Monday, September 06, 2010

Peacemaker


For the 43rd time in my life diplomats are trying to bring peace between the Jews and Arabs. They always fail. I usually don't get involved in lost causes but I figured, WTF, I'll offer my own peace plan.

I call it the D9 Peacemaker.
The armored 108,000 pound Cat D9, nicknamed Duby (Bear) by the IDF, delivers 410 flywheel HP to push it's massive 18 square yard Blade of Peace. As the Duby creates and clears rubble, it creates a Zone of Peace where only the stupidest Rachel Corrie or Abu al-Roadkill will attempt to wage war.

Since arab women can't bear and raise children in a field of basketball sized rubble, they will uulate away to better conditions.
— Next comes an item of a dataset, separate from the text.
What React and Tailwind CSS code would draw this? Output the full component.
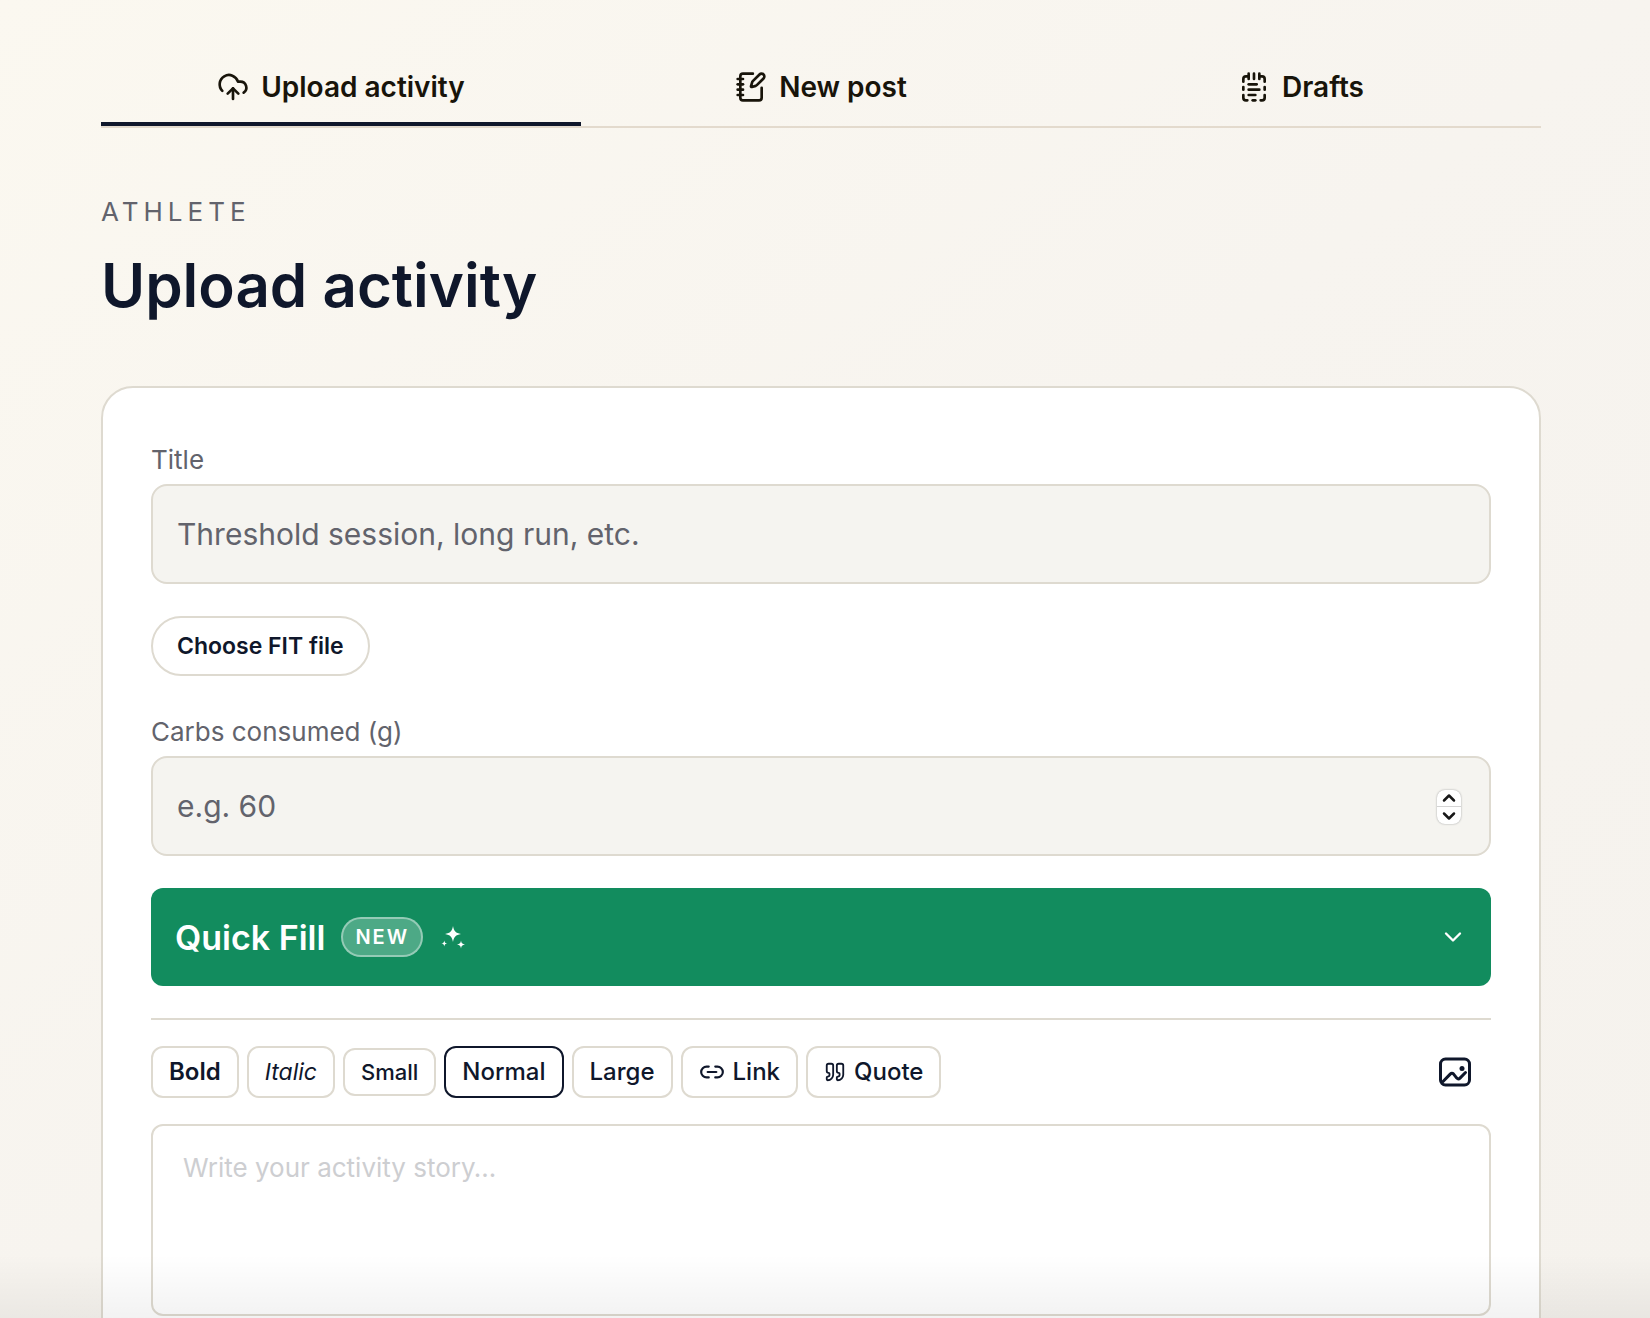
import { useState } from 'react';
import { ChevronDown, ChevronUp, CloudUpload, Link2, NotebookPen, NotepadTextDashed, Quote } from 'lucide-react';
import clsx from 'clsx';

const tabs = [
  { id: 'upload', label: 'Upload activity', icon: CloudUpload },
  { id: 'post', label: 'New post', icon: NotebookPen },
  { id: 'drafts', label: 'Drafts', icon: NotepadTextDashed },
];

const sizes = ['Small', 'Normal', 'Large'];

const toolClass = 'flex h-[52px] items-center gap-2 rounded-xl border-2 bg-white px-4 leading-8';

function Sparkles() {
  return (
    <svg className="size-6" viewBox="0 0 24 24" fill="currentColor" aria-hidden="true">
      <path d="M12 1c.9 5.2 2.600 7 8 8-5.400 1-7.100 2.800-8 8-.9-5.200-2.600-7-8-8 5.400-1 7.100-2.800 8-8z" />
      <path d="M20 15.500c.4 2.600 1.200 3.500 4 4-2.800.5-3.600 1.400-4 4-.4-2.600-1.200-3.500-4-4 2.800-.5 3.600-1.400 4-4z" />
      <path d="M3.300 15.500c.3 2 1 2.700 3 3-2 .3-2.700 1-3 3-.3-2-1-2.700-3-3 2-.3 2.700-1 3-3z" />
    </svg>
  );
}

function ImageIcon() {
  return (
    <svg className="h-[30px] w-8" viewBox="0 0 32 30" fill="none" stroke="currentColor" strokeWidth="3" strokeLinecap="round" strokeLinejoin="round" aria-hidden="true">
      <rect x="1.5" y="2" width="29" height="26" rx="5" />
      <path d="M4 24.500l7.200-7.400c1.200-1.200 2.300-1.200 3.400 0l3.200 4c1.100 1.200 2 1.200 3.200 0l5.500-5.600" />
      <circle cx="23" cy="11.500" r="2.500" fill="currentColor" stroke="none" />
    </svg>
  );
}

function Field({ id, label, children, ...props }) {
  return (
    <div>
      <label htmlFor={id} className="block text-[26px] leading-10 text-[#62636c]">{label}</label>
      <div className="relative mt-1">
        <input
          id={id}
          className="block h-[100px] w-full appearance-none rounded-2xl border-2 border-[#dedad0] bg-[#f5f4f0] px-6 text-[30px] text-slate-900 outline-none placeholder:text-[#62636c] [&::-webkit-inner-spin-button]:appearance-none"
          {...props}
        />
        {children}
      </div>
    </div>
  );
}

export default function App() {
  const [tab, setTab] = useState('upload');
  const [size, setSize] = useState('Normal');
  const [carbs, setCarbs] = useState('');
  const step = (n) => setCarbs(String(Math.max(0, Number(carbs) + n)));

  return (
    <div className="relative h-screen overflow-hidden bg-linear-to-br from-[#fbf8f0] via-[#f7f4ef] to-[#f5f2ed] pr-[109px] pl-[101px] font-['Inter',sans-serif] text-slate-900">
      <nav className="grid grid-cols-3 border-b-2 border-[#e3dacd] pt-12">
        {tabs.map(({ id, label, icon: Icon }) => (
          <button
            key={id}
            type="button"
            onClick={() => setTab(id)}
            className={clsx(
              'flex h-[78px] items-center justify-center gap-3 border-b-4 pt-1 text-[28px] font-semibold text-[#18140a]',
              tab === id ? 'border-slate-900' : 'border-transparent',
            )}
          >
            <Icon className="size-8" />
            {label}
          </button>
        ))}
      </nav>

      <header className="pt-16">
        <p className="text-[26px] leading-10 tracking-[5px] text-[#62636c] uppercase">Athlete</p>
        <h1 className="mt-4 text-[60px] leading-[74px] font-semibold">Upload activity</h1>
      </header>

      <form className="mt-16 rounded-[32px] border-2 border-[#dedad0] bg-white px-12 pt-[52px] pb-24" onSubmit={(e) => e.preventDefault()}>
        <Field id="title" label="Title" placeholder="Threshold session, long run, etc." />

        <button type="button" className="mt-8 flex h-[60px] items-center rounded-full border-2 border-[#dedad0] px-6 text-[23px] font-semibold">
          Choose FIT file
        </button>

        <div className="mt-9">
          <Field id="carbs" label="Carbs consumed (g)" type="number" placeholder="e.g. 60" value={carbs} onChange={(e) => setCarbs(e.target.value)}>
            <div className="absolute top-[34px] right-[30px] flex w-6 flex-col overflow-hidden rounded-lg bg-white text-neutral-900 shadow-[0_0_2px_#999]">
              <button type="button" aria-label="Increase" onClick={() => step(1)} className="flex h-[17px] items-center justify-center border-b border-neutral-300">
                <ChevronUp className="size-5" strokeWidth={3} />
              </button>
              <button type="button" aria-label="Decrease" onClick={() => step(-1)} className="flex h-[17px] items-center justify-center">
                <ChevronDown className="size-5" strokeWidth={3} />
              </button>
            </div>
          </Field>
        </div>

        <button type="button" className="mt-8 flex h-[98px] w-full items-center rounded-xl bg-[#128c5e] px-6 text-white">
          <span className="text-[34px] font-semibold">Quick Fill</span>
          <span className="ml-4 flex h-10 items-center rounded-full border-2 border-white/40 bg-white/25 px-3 text-[20px] font-semibold tracking-[2px]">NEW</span>
          <span className="ml-[18px]"><Sparkles /></span>
          <ChevronDown className="ml-auto size-7" />
        </button>

        <div className="mt-8 border-t-2 border-[#dedad0] pt-[26px]">
          <div className="flex items-center gap-2">
            <button type="button" className={clsx(toolClass, 'border-[#dedad0] text-[24px] font-semibold')}>Bold</button>
            <button type="button" className={clsx(toolClass, 'border-[#dedad0] text-[23px] italic')}>Italic</button>
            {sizes.map((s) => (
              <button
                key={s}
                type="button"
                onClick={() => setSize(s)}
                className={clsx(
                  'rounded-xl border-2 bg-white px-4 font-medium',
                  s === 'Small' ? 'h-12 text-[22px]' : 'h-[52px] text-[24px]',
                  s === size ? 'border-slate-900' : 'border-[#dedad0]',
                )}
              >
                {s}
              </button>
            ))}
            <button type="button" className={clsx(toolClass, 'border-[#dedad0] text-[24px] font-medium')}>
              <Link2 className="size-[26px]" />
              Link
            </button>
            <button type="button" className={clsx(toolClass, 'border-[#dedad0] text-[24px] font-medium')}>
              <Quote className="size-[22px]" />
              Quote
            </button>
            <button type="button" aria-label="Add image" className="ml-auto flex h-[52px] items-center px-5">
              <ImageIcon />
            </button>
          </div>
          <textarea
            aria-label="Activity story"
            placeholder="Write your activity story…"
            className="mt-[26px] block h-48 w-full resize-none rounded-xl border-2 border-[#dedad0] px-[30px] py-[22px] text-[26px] leading-10 outline-none placeholder:text-[#cdced1]"
          />
        </div>
      </form>

      {/* soft shade over the bottom edge of the viewport */}
      <div className="pointer-events-none absolute inset-x-0 bottom-0 h-16 bg-linear-to-b from-transparent to-black/5" />
    </div>
  );
}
Thus the arab men, otherwise known as Hamas and the PLO, won't have anyone to hide behind and they too, will flee into the desert from whence they came. The imbeciles that stay behind can be pacified with the 50 caliber Barrett Paradise Ticket.


In my peace plan, the IDF gives the arabs 24 hours notice that they will bulldoze the arab camps then line up the D9 Peacemakers. After 24 hours the IDF bulldozes the arab camps, with or without optional arabs in them (natural selection is in play here, those who fail to flee are not naturally selected and don't get to pass their genes on to the future). The now homeless arabs are escorted to the deserts of Egypt, Jordan, Syria, Lebanon from whence they came (optionally the Mediterranean for the Phoenicians among them). Then the fences go up and peace breaks out in the Israeli neighborhood. Life is good.

After the arabs of Egypt, Jordan, Syria and Lebanon are reunited with their arab brothers, they can either live in peace with Israel or find a modern Saladin to fight Israel to the death. I think we already know how THAT would turn out.

I believe that my D9 Peacemaker plan has legs. If you like my plan then call the US State Department, write your UN representative or call CNN. Leave me out of it, I'm just a dreamer.